Pages as source code:
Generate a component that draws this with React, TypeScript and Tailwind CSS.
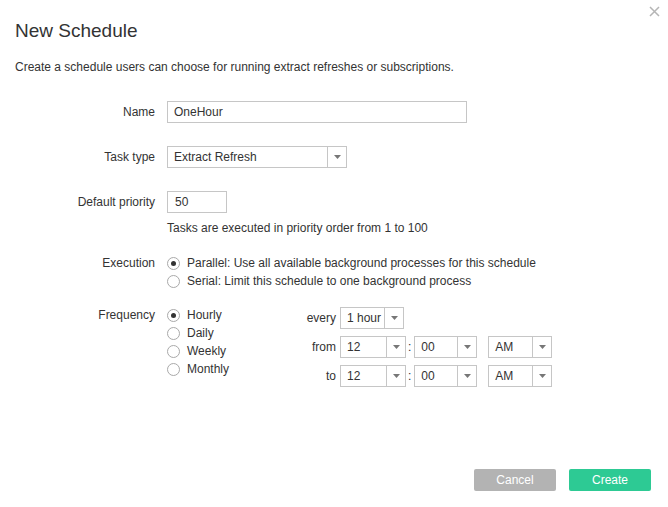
import React from 'react';

// small dropdown caret used by every select box
function Caret() {
  return (
    <svg width="7" height="4" viewBox="0 0 7 4">
      <path d="M0 0h7L3.5 4z" fill="#777" />
    </svg>
  );
}

function Select({ value, width }: { value: string; width: string }) {
  return (
    <div className={`flex h-[22px] items-stretch border border-[#c6c6c6] bg-white ${width}`}>
      <span className="flex-1 whitespace-nowrap pl-[6px] leading-[20px]">{value}</span>
      <span className="flex w-[19px] items-center justify-center border-l border-[#c6c6c6]">
        <Caret />
      </span>
    </div>
  );
}

function Radio({ checked, label }: { checked?: boolean; label: string }) {
  return (
    <div className="flex h-[18px] items-center gap-[7px]">
      <span className="flex h-[13px] w-[13px] items-center justify-center rounded-full border border-[#a9a9a9] bg-white">
        {checked && <span className="h-[5px] w-[5px] rounded-full bg-[#333]" />}
      </span>
      <span>{label}</span>
    </div>
  );
}

function Row({ label, children, className = '' }: { label: string; children: React.ReactNode; className?: string }) {
  return (
    <div className={`grid grid-cols-[140px_1fr] gap-x-3 ${className}`}>
      <div className="text-right leading-[22px]">{label}</div>
      <div>{children}</div>
    </div>
  );
}

function TimeRow({ label }: { label: string }) {
  return (
    <div className="flex items-center">
      <span className="mr-[4px] w-[36px] text-right">{label}</span>
      <Select value="12" width="w-[66px]" />
      <span className="ml-[2px] mr-[3px]">:</span>
      <Select value="00" width="w-[63px]" />
      <span className="w-[11px]" />
      <Select value="AM" width="w-[64px]" />
    </div>
  );
}

export default function App() {
  return (
    <div className="relative flex h-[507px] w-[668px] flex-col bg-white font-['Liberation_Sans',Arial,sans-serif] text-[12px] text-[#333]">
      {/* close button */}
      <button className="absolute right-[8px] top-[6px] p-0">
        <svg width="11" height="11" viewBox="0 0 11 11">
          <path d="M1 1l9 9M10 1l-9 9" stroke="#b5b5b5" strokeWidth="1.5" />
        </svg>
      </button>

      <h1 className="pl-[15px] pt-[18px] text-[19px] leading-[26px] text-[#333]">New Schedule</h1>
      <p className="mt-[15px] pl-[15px] leading-[16px]">
        Create a schedule users can choose for running extract refreshes or subscriptions.
      </p>

      <div className="mt-[26px] pl-[15px]">
        <Row label="Name">
          <div className="h-[22px] w-[300px] border border-[#c6c6c6] pl-[6px] leading-[20px]">OneHour</div>
        </Row>

        <Row label="Task type" className="mt-[23px]">
          <Select value="Extract Refresh" width="w-[180px]" />
        </Row>

        <Row label="Default priority" className="mt-[23px]">
          <div className="h-[22px] w-[60px] border border-[#c6c6c6] pl-[7px] leading-[20px]">50</div>
          <div className="mt-[7px] leading-[16px]">Tasks are executed in priority order from 1 to 100</div>
        </Row>

        <div className="mt-[18px] grid grid-cols-[140px_1fr] gap-x-3">
          <div className="text-right leading-[18px]">Execution</div>
          <div>
            <Radio checked label="Parallel: Use all available background processes for this schedule" />
            <Radio label="Serial: Limit this schedule to one background process" />
          </div>
        </div>

        <div className="mt-[16px] grid grid-cols-[140px_1fr] gap-x-3">
          <div className="text-right leading-[18px]">Frequency</div>
          <div className="flex">
            <div className="w-[133px]">
              <Radio checked label="Hourly" />
              <Radio label="Daily" />
              <Radio label="Weekly" />
              <Radio label="Monthly" />
            </div>
            <div className="mt-[1px] flex flex-col gap-[7px]">
              <div className="flex items-center">
                <span className="mr-[4px] w-[36px] text-right">every</span>
                <Select value="1 hour" width="w-[64px]" />
              </div>
              <TimeRow label="from" />
              <TimeRow label="to" />
            </div>
          </div>
        </div>
      </div>

      <div className="mt-auto flex justify-end gap-[13px] pb-[16px] pr-[17px]">
        <button className="h-[22px] w-[82px] rounded-[2px] bg-[#b3b3b3] text-[12px] text-white">Cancel</button>
        <button className="h-[22px] w-[82px] rounded-[2px] bg-[#2dca94] text-[12px] text-white">Create</button>
      </div>
    </div>
  );
}
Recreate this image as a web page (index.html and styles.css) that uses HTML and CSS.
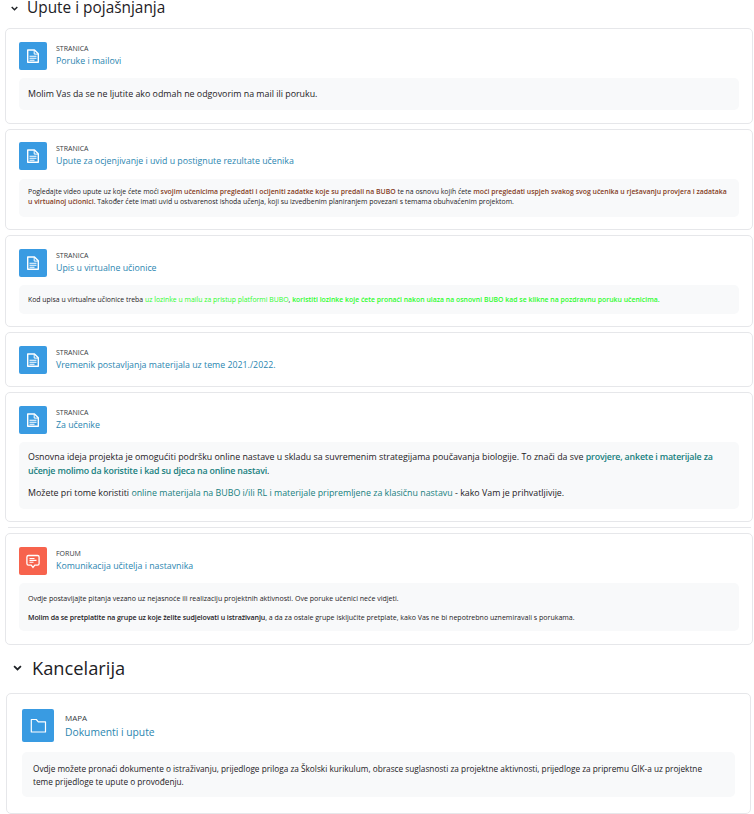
FILE: index.html
```html
<!DOCTYPE html>
<html lang="en">

<head>
    <meta charset="UTF-8">
    <meta name="viewport" content="width=device-width, initial-scale=1.0">
    <title>Upute i pojašnjanja</title>
    <link rel="stylesheet" href="styles.css">
</head>

<body>
    <svg class="defs" width="0" height="0">
        <symbol id="page" viewBox="0 0 28 28">
            <path d="M8.7 8h6.800l3.800 3.800v8.400H8.700z" fill="none" stroke="#fff" stroke-width="1.4" stroke-linejoin="round"/>
            <path d="M15.200 8.200v3.900h3.900" fill="none" stroke="#fff" stroke-width="1"/>
            <path d="M10.500 14.300h7M10.500 16.300h7M10.500 18.300h5" stroke="#fff" stroke-width="1.100"/>
        </symbol>
    </svg>

    <h2 class="section-title first">
        <svg class="chevron" viewBox="0 0 10 7"><path d="M1 1.200l4 4 4-4" fill="none" stroke="#1d2125" stroke-width="2"/></svg>
        Upute i pojašnjanja
    </h2>

    <div class="card">
        <div class="head">
            <div class="icon blue"><svg viewBox="0 0 28 28"><use href="#page"/></svg></div>
            <div>
                <div class="type">STRANICA</div>
                <a class="name" href="#">Poruke i mailovi</a>
            </div>
        </div>
        <div class="desc one">Molim Vas da se ne ljutite ako odmah ne odgovorim na mail ili poruku.</div>
    </div>

    <div class="card">
        <div class="head">
            <div class="icon blue"><svg viewBox="0 0 28 28"><use href="#page"/></svg></div>
            <div>
                <div class="type">STRANICA</div>
                <a class="name" href="#">Upute za ocjenjivanje i uvid u postignute rezultate učenika</a>
            </div>
        </div>
        <div class="desc small two">Pogledajte video upute uz koje ćete moći <b class="brown">svojim učenicima pregledati i ocijeniti zadatke koje su predali na BUBO</b> te na osnovu kojih ćete <b class="brown">moći pregledati uspjeh svakog svog učenika u rješavanju provjera i zadataka u virtualnoj učionici</b>. Također ćete imati uvid u ostvarenost ishoda učenja, koji su izvedbenim planiranjem povezani s temama obuhvaćenim projektom.</div>
    </div>

    <div class="card">
        <div class="head">
            <div class="icon blue"><svg viewBox="0 0 28 28"><use href="#page"/></svg></div>
            <div>
                <div class="type">STRANICA</div>
                <a class="name" href="#">Upis u virtualne učionice</a>
            </div>
        </div>
        <div class="desc small three">Kod upisa u virtualne učionice treba <span class="green">uz lozinke u mailu za pristup platformi BUBO</span>, <b class="green">koristiti lozinke koje ćete pronaći nakon ulaza na osnovni BUBO kad se klikne na pozdravnu poruku učenicima.</b></div>
    </div>

    <div class="card">
        <div class="head">
            <div class="icon blue"><svg viewBox="0 0 28 28"><use href="#page"/></svg></div>
            <div>
                <div class="type">STRANICA</div>
                <a class="name" href="#">Vremenik postavljanja materijala uz teme 2021./2022.</a>
            </div>
        </div>
    </div>

    <div class="card">
        <div class="head">
            <div class="icon blue"><svg viewBox="0 0 28 28"><use href="#page"/></svg></div>
            <div>
                <div class="type">STRANICA</div>
                <a class="name" href="#">Za učenike</a>
            </div>
        </div>
        <div class="desc large">
            <p>Osnovna ideja projekta je omogućiti podršku online nastave u skladu sa suvremenim strategijama poučavanja biologije. To znači da sve <b class="teal">provjere, ankete i materijale za učenje molimo da koristite i kad su djeca na online nastavi</b>.</p>
            <p>Možete pri tome koristiti <span class="teal">online materijala na BUBO i/ili RL i materijale pripremljene za klasičnu nastavu</span> - kako Vam je prihvatljivije.</p>
        </div>
    </div>

    <hr class="divider">

    <div class="card">
        <div class="head">
            <div class="icon red">
                <svg viewBox="0 0 28 28">
                    <path d="M9.500 8.500h9c1 0 1.600.6 1.600 1.600v6.500c0 1-.6 1.600-1.600 1.600h-2.700L14 20.400l-1.800-2.200H9.500c-1 0-1.600-.6-1.600-1.600v-6.500c0-1 .6-1.600 1.600-1.600z" fill="none" stroke="#fff" stroke-width="1.300"/>
                    <path d="M10.500 11.500h5M10.500 13.400h7M10.500 15.300h4" stroke="#fff" stroke-width="1.100"/>
                </svg>
            </div>
            <div>
                <div class="type">FORUM</div>
                <a class="name" href="#">Komunikacija učitelja i nastavnika</a>
            </div>
        </div>
        <div class="desc small six">
            <p>Ovdje postavljajte pitanja vezano uz nejasnoće ili realizaciju projektnih aktivnosti. Ove poruke učenici neće vidjeti.</p>
            <p><b class="strong">Molim da se pretplatite na grupe uz koje želite sudjelovati u istraživanju</b>, a da za ostale grupe isključite pretplate, kako Vas ne bi nepotrebno uznemiravali s porukama.</p>
        </div>
    </div>

    <h2 class="section-title second">
        <svg class="chevron" viewBox="0 0 10 7"><path d="M1 1.200l4 4 4-4" fill="none" stroke="#1d2125" stroke-width="2"/></svg>
        Kancelarija
    </h2>

    <div class="card big">
        <div class="head">
            <div class="icon blue">
                <svg viewBox="0 0 32 33">
                    <path d="M9.300 10.500h5l2 2.300h7.200v10.200H9.300z" fill="none" stroke="#fff" stroke-width="1.200" stroke-linejoin="round"/>
                </svg>
            </div>
            <div>
                <div class="type">MAPA</div>
                <a class="name" href="#">Dokumenti i upute</a>
            </div>
        </div>
        <div class="desc">Ovdje možete pronaći dokumente o istraživanju, prijedloge priloga za Školski kurikulum, obrasce suglasnosti za projektne aktivnosti, prijedloge za pripremu GIK-a uz projektne teme prijedloge te upute o provođenju.</div>
    </div>
</body>

</html>
```

FILE: styles.css
```css
body {
    font-family: "Open Sans", sans-serif;
    margin: 0;
    padding: 0 1.5px 0 5px;
    background: #ffffff;
    color: #1d2125;
    font-size: 8.85px;
}

.defs {
    display: block;
}

.section-title {
    font-weight: 400;
    display: flex;
    align-items: center;
    margin: 0;
}

.section-title.first {
    font-size: 15.4px;
    line-height: 16px;
    height: 16px;
    margin-bottom: 12.3px;
    gap: 9px;
    padding-left: 6px;
}

.section-title.second {
    font-size: 18.3px;
    line-height: 28px;
    height: 28px;
    margin-top: 9px;
    margin-bottom: 11px;
    gap: 10px;
    padding-left: 8px;
}

.section-title.first .chevron {
    width: 7px;
    height: 5px;
}

.chevron {
    width: 9px;
    height: 6px;
    flex: none;
}

.card {
    border: 1px solid #e6e7ea;
    border-radius: 5px;
    padding: 12.5px 13px;
    margin-bottom: 5px;
}

.head {
    display: flex;
    align-items: center;
    gap: 9px;
}

.icon {
    width: 28px;
    height: 28px;
    border-radius: 2px;
    flex: none;
}

.icon svg {
    display: block;
    width: 100%;
    height: 100%;
}

.blue {
    background: #399be2;
}

.red {
    background: #f7634d;
}

.type {
    font-size: 7px;
    line-height: 10px;
    color: #343a40;
}

.name {
    display: block;
    font-size: 8.8px;
    line-height: 14px;
    color: #2b86b0;
    text-decoration: none;
}

.desc {
    background: #f8f9fa;
    border-radius: 5px;
    margin-top: 8.5px;
    padding: 9px;
}

.desc p {
    margin: 0;
}

.desc.one {
    line-height: 14px;
}

.desc.small {
    font-size: 6.9px;
    line-height: 10px;
}

.desc.two {
    padding: 8.4px 9px 9.8px;
}

.desc.three {
    padding: 9.2px 9px;
}

.desc.six {
    font-size: 7.05px;
    padding: 9.5px 9px;
}

.desc.six p + p {
    margin-top: 9px;
}

.desc.large {
    line-height: 14px;
    padding: 8px 9px 8.7px;
}

.desc.large p + p {
    margin-top: 7.6px;
}

.brown {
    color: #843c24;
    font-weight: 600;
}

.green {
    color: #2efc2e;
}

b.green {
    font-weight: 600;
}

.teal {
    color: #17807e;
}

b.teal {
    font-weight: 600;
    letter-spacing: -0.17px;
}

.strong {
    font-weight: 600;
    letter-spacing: -0.09px;
}

.divider {
    border: 0;
    border-top: 1px solid #e6e7ea;
    margin: 0 2px 5px 3px;
}

.card.big {
    margin: 0 2px 0 1px;
    padding: 15px 15px 15.6px;
}

.card.big .icon {
    width: 32px;
    height: 33px;
}

.card.big .head {
    gap: 11px;
}

.card.big .type {
    font-size: 8px;
    line-height: 13px;
}

.card.big .name {
    font-size: 10.3px;
    line-height: 16px;
}

.card.big .desc {
    font-size: 8.25px;
    line-height: 13px;
    padding: 9.5px 14px 9.5px 11px;
    margin-top: 10.4px;
}
```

Work to complete: Count every line of the records that holds the string "index". Write only the total.

Task output: 2